Even limited sharing of fuze vulnerability analysis, hardened target defeat lessons, or penetration countermeasure data with Russia, China, Hezbollah, or the Houthis would reshape regional and global force-planning assumptions.

China has already intensified underground hardening and strategic facility protection in response to observed GBU-57 operational performance, showing how battlefield lessons in Iran rapidly influence broader peer competition.

This contributes to a larger arms race centred not on more aircraft alone but on deeper basing, anti-access and area-denial architecture, distributed logistics, and survivable command networks.

As Western precision-strike systems become better understood, adversaries increasingly invest in denial layers designed to make conventional coercion slower, riskier, and politically less sustainable.

For Israel, whose strategic doctrine depends heavily on credible pre-emption against nuclear threats, harder Iranian facilities reduce the reliability of conventional preventive action and increase escalation pressure during crises.

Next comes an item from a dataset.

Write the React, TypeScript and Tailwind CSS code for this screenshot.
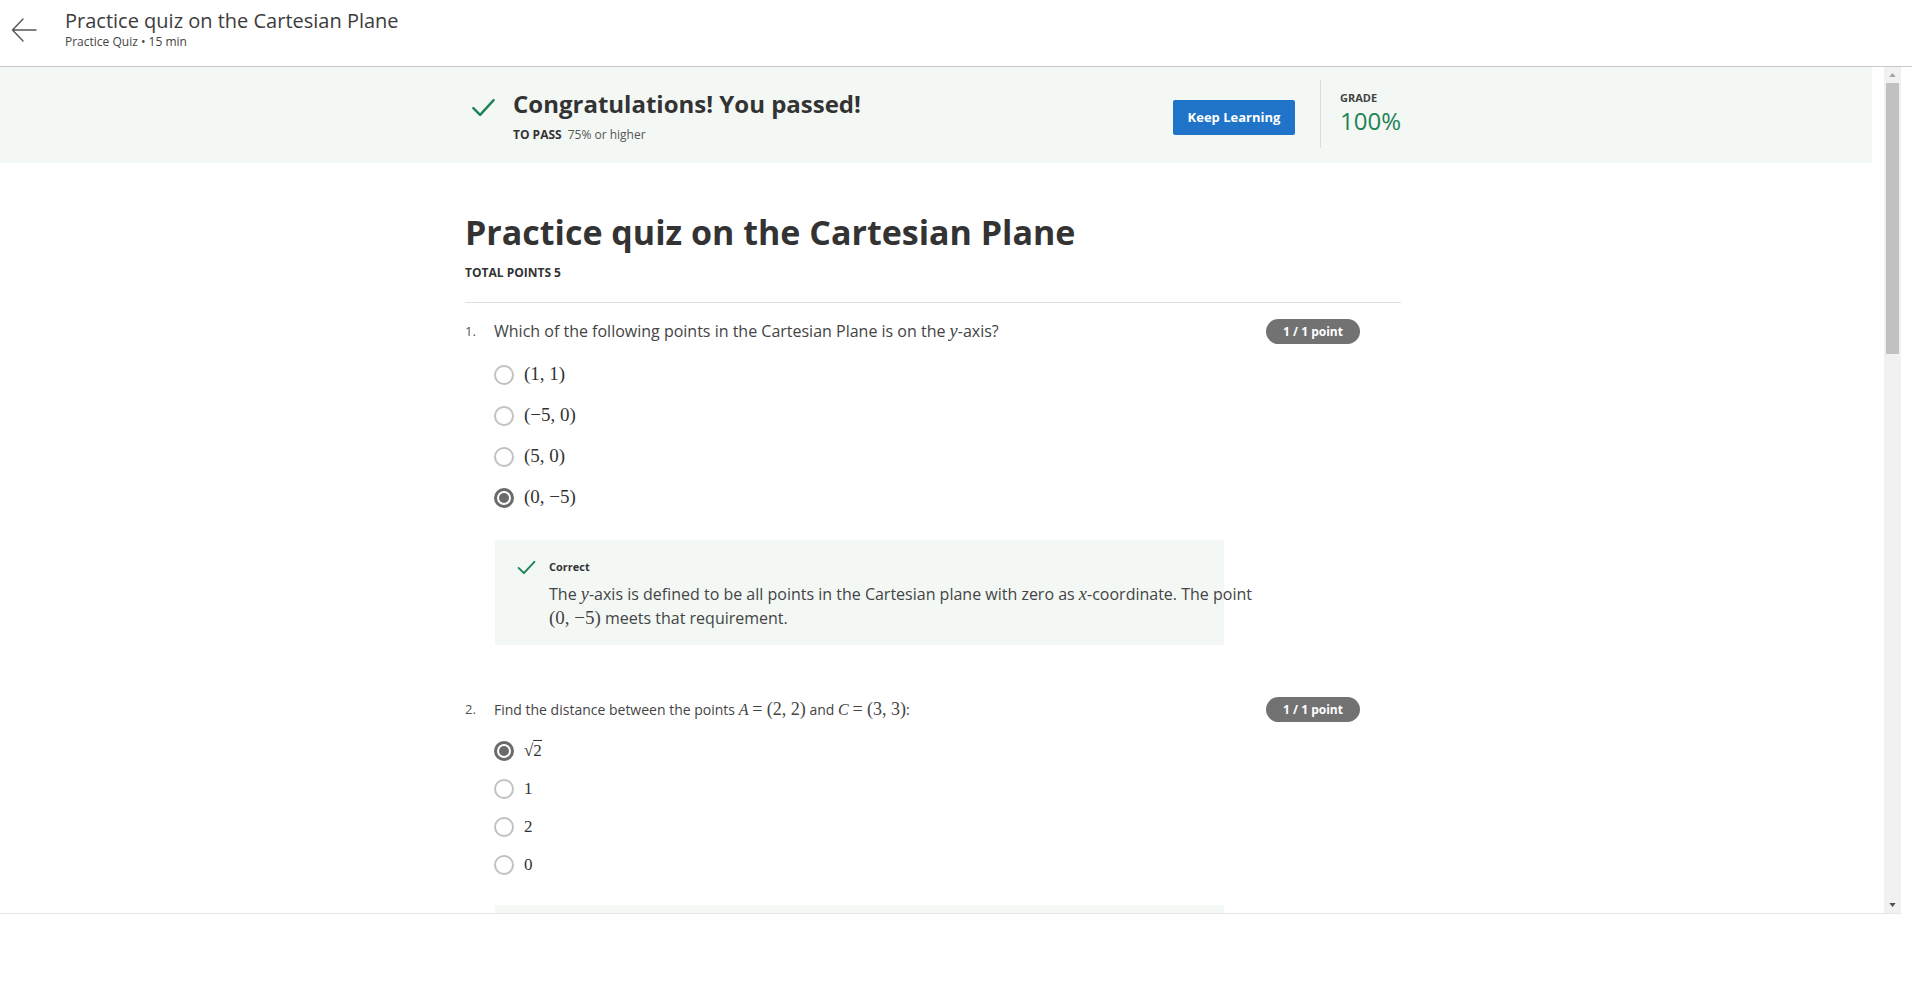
import React from "react";

function Radio({ checked }: { checked?: boolean }) {
  if (checked) {
    return (
      <span className="flex h-[20px] w-[20px] shrink-0 items-center justify-center rounded-full border-[3px] border-[#6a6a6a]">
        <span className="h-[10px] w-[10px] rounded-full bg-[#6a6a6a]" />
      </span>
    );
  }
  return <span className="h-[20px] w-[20px] shrink-0 rounded-full border-2 border-[#c2c2c2]" />;
}

function M({ children, className = "" }: { children: React.ReactNode; className?: string }) {
  return <span className={"font-['Liberation_Serif',serif] " + className}>{children}</span>;
}

function I({ children }: { children: React.ReactNode }) {
  return <span className="font-['Liberation_Serif',serif] text-[1.15em] italic">{children}</span>;
}

function Check({ className = "" }: { className?: string }) {
  return (
    <svg viewBox="0 0 24 24" className={className} fill="none" stroke="#1f8354" strokeWidth="2.2" strokeLinecap="round" strokeLinejoin="round">
      <path d="M3 12.5 L9 18.5 L21 5.5" />
    </svg>
  );
}

function Badge() {
  return (
    <div className="mr-[41px] flex h-[25px] w-[94px] items-center justify-center rounded-full bg-[#727272] text-[12px] font-bold text-white">
      1 / 1 point
    </div>
  );
}

export default function App() {
  return (
    <div className="flex h-[984px] w-[1912px] flex-col overflow-hidden bg-white font-['Open_Sans',sans-serif] text-[#333]">
      {/* Header */}
      <div className="flex h-[67px] shrink-0 items-start border-b border-[#c8c8c8]">
        <div className="ml-[11px] mt-[17px] h-[26px] w-[26px]">
          <svg viewBox="0 0 26 26" className="h-[26px] w-[26px]" fill="none" stroke="#555" strokeWidth="1.4" strokeLinecap="round" strokeLinejoin="round">
            <path d="M25 13 H2 M12 2 L1.5 13 L12 24" />
          </svg>
        </div>
        <div className="ml-[28px] mt-[7px] flex flex-col">
          <div className="text-[20px] leading-[28px] text-[#3c3c3c]">Practice quiz on the Cartesian Plane</div>
          <div className="mt-[-1px] text-[12px] leading-[16px] text-[#444]">Practice Quiz • 15 min</div>
        </div>
      </div>

      {/* Body */}
      <div className="flex h-[847px] w-[1901px] shrink-0 border-b border-[#e6e6e6]">
        <div className="flex-1 overflow-hidden">
          {/* Banner */}
          <div className="mr-[12px] flex h-[96px] bg-[#f3f8f5]">
            <div className="ml-[465px] flex w-[936px] items-start">
              <div className="flex flex-1 items-start pt-[23px]">
                <Check className="ml-[5px] mt-[4px] h-[27px] w-[27px]" />
                <div className="ml-[16px] flex flex-col">
                  <div className="text-[24px] font-bold leading-[28px] text-[#333]">Congratulations! You passed!</div>
                  <div className="mt-[10px] flex items-center text-[12px] leading-[14px]">
                    <span className="font-bold text-[#333]">TO PASS</span>
                    <span className="ml-[6px] text-[#555]">75% or higher</span>
                  </div>
                </div>
              </div>
              <div className="mt-[33px] flex h-[35px] w-[122px] items-center justify-center rounded-[2px] bg-[#1f73c9] text-[13px] font-bold text-white">
                Keep Learning
              </div>
              <div className="ml-[25px] mt-[13px] h-[68px] w-px bg-[#dcdcdc]" />
              <div className="ml-[19px] mt-[24px] flex w-[61px] flex-col">
                <div className="text-[11px] font-bold leading-[14px] text-[#444]">GRADE</div>
                <div className="mt-[1px] text-[24px] leading-[30px] text-[#1f8354]">100%</div>
              </div>
            </div>
          </div>

          {/* Content */}
          <div className="ml-[465px] flex w-[936px] flex-col">
            <h1 className="mt-[47px] text-[34px] font-bold leading-[44px] text-[#333]">Practice quiz on the Cartesian Plane</h1>
            <div className="mt-[11px] text-[12px] font-bold leading-[16px] text-[#333]">TOTAL POINTS 5</div>
            <div className="mt-[21px] h-px bg-[#dedede]" />

            {/* Q1 */}
            <div className="mt-[16px] flex items-start justify-between">
              <div className="flex text-[16px] leading-[24px] text-[#444]">
                <span className="w-[29px] text-[13px] text-[#555]">1.</span>
                <span>
                  Which of the following points in the Cartesian Plane is on the <I>y</I>-axis?
                </span>
              </div>
              <div className="mt-[0px]">
                <Badge />
              </div>
            </div>
            <div className="mt-[10px] flex flex-col pl-[29px]">
              {[
                ["(1, 1)", false],
                ["(−5, 0)", false],
                ["(5, 0)", false],
                ["(0, −5)", true],
              ].map(([t, c], i) => (
                <div key={i} className="flex h-[41px] items-center">
                  <Radio checked={c as boolean} />
                  <M className="ml-[10px] text-[19px] text-[#333]">{t as string}</M>
                </div>
              ))}
            </div>
            <div className="ml-[30px] mt-[22px] flex h-[105px] w-[729px] flex-col bg-[#f3f8f5] pl-[54px] pt-[19px]">
              <div className="relative flex items-center">
                <Check className="absolute left-[-33px] top-[-2px] h-[21px] w-[21px]" />
                <span className="text-[11px] font-bold leading-[16px] text-[#333]">Correct</span>
              </div>
              <div className="mt-[7px] w-[760px] text-[16px] leading-[24px] text-[#444]">
                The <I>y</I>-axis is defined to be all points in the Cartesian plane with zero as <I>x</I>-coordinate. The point
                <br />
                <M className="text-[19px]">(0, −5)</M> meets that requirement.
              </div>
            </div>

            {/* Q2 */}
            <div className="mt-[52px] flex items-start justify-between">
              <div className="flex text-[14px] leading-[24px] text-[#444]">
                <span className="w-[29px] text-[13px] text-[#555]">2.</span>
                <span>
                  Find the distance between the points <I>A</I> <M className="text-[18px]">= (2, 2)</M> and <I>C</I>{" "}
                  <M className="text-[18px]">= (3, 3)</M>:
                </span>
              </div>
              <div className="mt-[0px]">
                <Badge />
              </div>
            </div>
            <div className="mt-[10px] flex flex-col pl-[29px]">
              {[
                ["√2", true],
                ["1", false],
                ["2", false],
                ["0", false],
              ].map(([t, c], i) => (
                <div key={i} className="flex h-[38px] items-center">
                  <Radio checked={c as boolean} />
                  <M className="ml-[10px] text-[17px] text-[#333]">
                    {t === "√2" ? (
                      <span>
                        √<span className="border-t border-[#333]">2</span>
                      </span>
                    ) : (
                      (t as string)
                    )}
                  </M>
                </div>
              ))}
            </div>
            <div className="ml-[30px] mt-[21px] h-[105px] w-[729px] bg-[#f3f8f5]" />
          </div>
        </div>

        {/* Scrollbar */}
        <div className="flex w-[17px] flex-col items-center bg-[#f1f1f1]">
          <div className="flex h-[16px] w-full items-center justify-center">
            <svg viewBox="0 0 8 5" className="h-[4px] w-[7px]">
              <path d="M0 5 L4 0 L8 5 Z" fill="#a3a3a3" />
            </svg>
          </div>
          <div className="h-[271px] w-[13px] bg-[#c1c1c1]" />
          <div className="flex-1" />
          <div className="flex h-[16px] w-full items-center justify-center">
            <svg viewBox="0 0 8 5" className="h-[4px] w-[7px]">
              <path d="M0 0 L4 5 L8 0 Z" fill="#505050" />
            </svg>
          </div>
        </div>
      </div>
      <div className="flex-1 bg-white" />
    </div>
  );
}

For Gulf states hosting U.S. assets, the perception that Iran can absorb strikes and emerge technologically stronger complicates alliance confidence and crisis signalling across the region.

For Washington, the lesson is brutally simple: failed precision-guided munitions can become strategic exports without ever crossing a border.

Full replication of a GBU-57 remains highly unlikely because Iran lacks the rare alloys, massive forging infrastructure, and strategic bomber delivery platform required for exact duplication.

But full replication is not required for strategic effect, because understanding how to defeat the weapon may prove more valuable than building it.